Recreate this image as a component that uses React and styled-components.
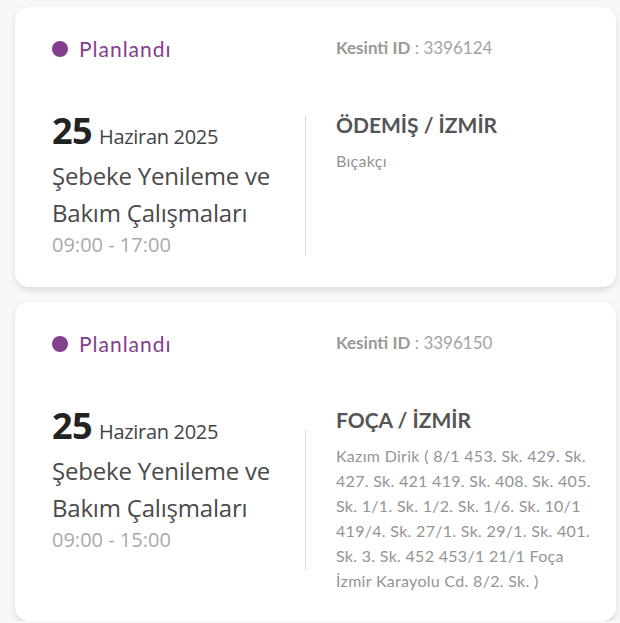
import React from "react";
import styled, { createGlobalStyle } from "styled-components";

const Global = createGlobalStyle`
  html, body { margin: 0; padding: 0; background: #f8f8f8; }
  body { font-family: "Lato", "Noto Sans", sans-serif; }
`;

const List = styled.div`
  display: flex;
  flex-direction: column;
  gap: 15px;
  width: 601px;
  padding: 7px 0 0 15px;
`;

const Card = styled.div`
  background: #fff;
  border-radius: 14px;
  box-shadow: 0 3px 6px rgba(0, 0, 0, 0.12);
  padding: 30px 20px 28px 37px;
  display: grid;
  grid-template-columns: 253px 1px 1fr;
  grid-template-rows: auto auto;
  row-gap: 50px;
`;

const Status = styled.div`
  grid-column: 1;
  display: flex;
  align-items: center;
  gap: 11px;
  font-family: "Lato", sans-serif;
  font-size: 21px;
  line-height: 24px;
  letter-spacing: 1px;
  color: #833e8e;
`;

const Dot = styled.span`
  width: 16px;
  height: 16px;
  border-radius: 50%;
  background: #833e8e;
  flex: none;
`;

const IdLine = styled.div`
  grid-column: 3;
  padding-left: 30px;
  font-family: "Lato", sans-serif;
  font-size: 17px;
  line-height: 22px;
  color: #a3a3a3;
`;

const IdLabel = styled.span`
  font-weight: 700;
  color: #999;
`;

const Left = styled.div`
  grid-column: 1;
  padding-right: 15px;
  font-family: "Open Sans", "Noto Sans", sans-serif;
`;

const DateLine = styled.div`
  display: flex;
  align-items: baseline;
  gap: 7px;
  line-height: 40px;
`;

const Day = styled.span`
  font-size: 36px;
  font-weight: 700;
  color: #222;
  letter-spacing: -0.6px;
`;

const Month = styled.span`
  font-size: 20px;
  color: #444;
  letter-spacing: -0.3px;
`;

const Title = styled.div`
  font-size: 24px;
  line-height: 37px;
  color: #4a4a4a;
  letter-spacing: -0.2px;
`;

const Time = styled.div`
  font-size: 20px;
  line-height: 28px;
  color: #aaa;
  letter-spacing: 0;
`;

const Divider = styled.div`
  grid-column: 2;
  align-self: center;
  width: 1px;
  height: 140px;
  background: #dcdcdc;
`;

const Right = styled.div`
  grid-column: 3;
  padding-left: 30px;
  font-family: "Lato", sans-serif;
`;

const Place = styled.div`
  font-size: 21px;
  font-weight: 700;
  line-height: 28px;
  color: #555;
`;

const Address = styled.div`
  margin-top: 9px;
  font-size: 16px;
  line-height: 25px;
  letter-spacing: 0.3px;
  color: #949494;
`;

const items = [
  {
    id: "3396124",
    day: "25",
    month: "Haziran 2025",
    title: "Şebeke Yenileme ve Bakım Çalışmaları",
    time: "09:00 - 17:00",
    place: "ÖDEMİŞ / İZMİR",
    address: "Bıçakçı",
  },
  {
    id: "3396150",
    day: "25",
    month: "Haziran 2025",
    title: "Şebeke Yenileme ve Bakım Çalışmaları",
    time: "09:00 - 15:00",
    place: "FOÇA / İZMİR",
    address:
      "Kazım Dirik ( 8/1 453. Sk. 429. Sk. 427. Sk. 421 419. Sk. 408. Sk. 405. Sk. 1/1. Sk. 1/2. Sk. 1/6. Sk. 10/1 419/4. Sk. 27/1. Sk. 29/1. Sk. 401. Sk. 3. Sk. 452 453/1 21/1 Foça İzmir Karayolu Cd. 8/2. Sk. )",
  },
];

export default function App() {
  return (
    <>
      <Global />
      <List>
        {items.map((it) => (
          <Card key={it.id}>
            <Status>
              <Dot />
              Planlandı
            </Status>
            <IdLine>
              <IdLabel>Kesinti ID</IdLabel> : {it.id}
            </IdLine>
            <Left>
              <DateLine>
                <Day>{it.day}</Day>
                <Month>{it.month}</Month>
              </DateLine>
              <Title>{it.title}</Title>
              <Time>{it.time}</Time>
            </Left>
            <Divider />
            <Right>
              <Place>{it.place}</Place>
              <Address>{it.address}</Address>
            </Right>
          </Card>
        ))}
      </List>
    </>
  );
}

________

- _Task goal_
Copy out all the data exactly; skip the pictures.

- _Expected answer_
Recreate this image as a component that uses React and styled-components.
import React from "react";
import styled, { createGlobalStyle } from "styled-components";

const Global = createGlobalStyle`
  html, body { margin: 0; padding: 0; background: #f8f8f8; }
  body { font-family: "Lato", "Noto Sans", sans-serif; }
`;

const List = styled.div`
  display: flex;
  flex-direction: column;
  gap: 15px;
  width: 601px;
  padding: 7px 0 0 15px;
`;

const Card = styled.div`
  background: #fff;
  border-radius: 14px;
  box-shadow: 0 3px 6px rgba(0, 0, 0, 0.12);
  padding: 30px 20px 28px 37px;
  display: grid;
  grid-template-columns: 253px 1px 1fr;
  grid-template-rows: auto auto;
  row-gap: 50px;
`;

const Status = styled.div`
  grid-column: 1;
  display: flex;
  align-items: center;
  gap: 11px;
  font-family: "Lato", sans-serif;
  font-size: 21px;
  line-height: 24px;
  letter-spacing: 1px;
  color: #833e8e;
`;

const Dot = styled.span`
  width: 16px;
  height: 16px;
  border-radius: 50%;
  background: #833e8e;
  flex: none;
`;

const IdLine = styled.div`
  grid-column: 3;
  padding-left: 30px;
  font-family: "Lato", sans-serif;
  font-size: 17px;
  line-height: 22px;
  color: #a3a3a3;
`;

const IdLabel = styled.span`
  font-weight: 700;
  color: #999;
`;

const Left = styled.div`
  grid-column: 1;
  padding-right: 15px;
  font-family: "Open Sans", "Noto Sans", sans-serif;
`;

const DateLine = styled.div`
  display: flex;
  align-items: baseline;
  gap: 7px;
  line-height: 40px;
`;

const Day = styled.span`
  font-size: 36px;
  font-weight: 700;
  color: #222;
  letter-spacing: -0.6px;
`;

const Month = styled.span`
  font-size: 20px;
  color: #444;
  letter-spacing: -0.3px;
`;

const Title = styled.div`
  font-size: 24px;
  line-height: 37px;
  color: #4a4a4a;
  letter-spacing: -0.2px;
`;

const Time = styled.div`
  font-size: 20px;
  line-height: 28px;
  color: #aaa;
  letter-spacing: 0;
`;

const Divider = styled.div`
  grid-column: 2;
  align-self: center;
  width: 1px;
  height: 140px;
  background: #dcdcdc;
`;

const Right = styled.div`
  grid-column: 3;
  padding-left: 30px;
  font-family: "Lato", sans-serif;
`;

const Place = styled.div`
  font-size: 21px;
  font-weight: 700;
  line-height: 28px;
  color: #555;
`;

const Address = styled.div`
  margin-top: 9px;
  font-size: 16px;
  line-height: 25px;
  letter-spacing: 0.3px;
  color: #949494;
`;

const items = [
  {
    id: "3396124",
    day: "25",
    month: "Haziran 2025",
    title: "Şebeke Yenileme ve Bakım Çalışmaları",
    time: "09:00 - 17:00",
    place: "ÖDEMİŞ / İZMİR",
    address: "Bıçakçı",
  },
  {
    id: "3396150",
    day: "25",
    month: "Haziran 2025",
    title: "Şebeke Yenileme ve Bakım Çalışmaları",
    time: "09:00 - 15:00",
    place: "FOÇA / İZMİR",
    address:
      "Kazım Dirik ( 8/1 453. Sk. 429. Sk. 427. Sk. 421 419. Sk. 408. Sk. 405. Sk. 1/1. Sk. 1/2. Sk. 1/6. Sk. 10/1 419/4. Sk. 27/1. Sk. 29/1. Sk. 401. Sk. 3. Sk. 452 453/1 21/1 Foça İzmir Karayolu Cd. 8/2. Sk. )",
  },
];

export default function App() {
  return (
    <>
      <Global />
      <List>
        {items.map((it) => (
          <Card key={it.id}>
            <Status>
              <Dot />
              Planlandı
            </Status>
            <IdLine>
              <IdLabel>Kesinti ID</IdLabel> : {it.id}
            </IdLine>
            <Left>
              <DateLine>
                <Day>{it.day}</Day>
                <Month>{it.month}</Month>
              </DateLine>
              <Title>{it.title}</Title>
              <Time>{it.time}</Time>
            </Left>
            <Divider />
            <Right>
              <Place>{it.place}</Place>
              <Address>{it.address}</Address>
            </Right>
          </Card>
        ))}
      </List>
    </>
  );
}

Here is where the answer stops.